Just read Feng's blog and... Wah Feng... what brought on the angst man?:P Anyway, i feel like crap. I've never had a flu THIS bad.. I can't taste ANYTHING i'm eating. I really mean NADA. I could eat bittergourd and only taste the bitterness. My dad went out to buy the panadol lemon drink for me... And i know it's supposed to taste lemony.. But you know Sour Power the candy? The white stuff covering the candy that's really sour? Yeah, the lemony drink tasted like the white stuff alone. UBER gross.

And the cat's bloody spoilt. He refuses to use the silicon litter i bought for him. He kicked the silicon out of his tray, knocked his food bowl over and made a mess of my room-.-" Aiyah, i dunno what to do.

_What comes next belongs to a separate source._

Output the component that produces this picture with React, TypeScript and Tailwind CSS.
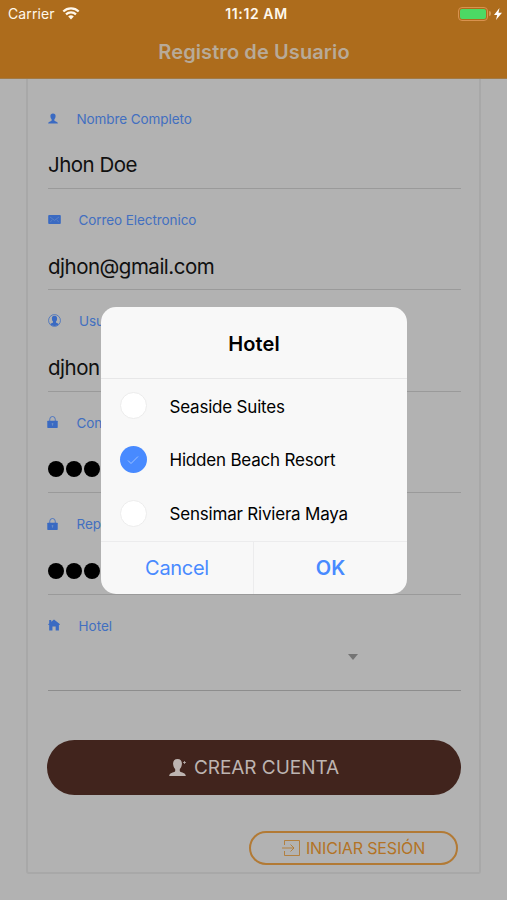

Everyone's mugging! Why in the world's everyone's mugging already!? Making me feel AWFULLY guilty. And did you know that when one of your ear suddenly gets blocked, your head starts spinning? Well, more accurately, you lose your balance? I found that out the hard way, and decided to flop on the bed immediately. Haha!

And i can't believe Bush is in for a 2nd term! God bless America... Seriously.*presents chrysanthamums* However your spell it.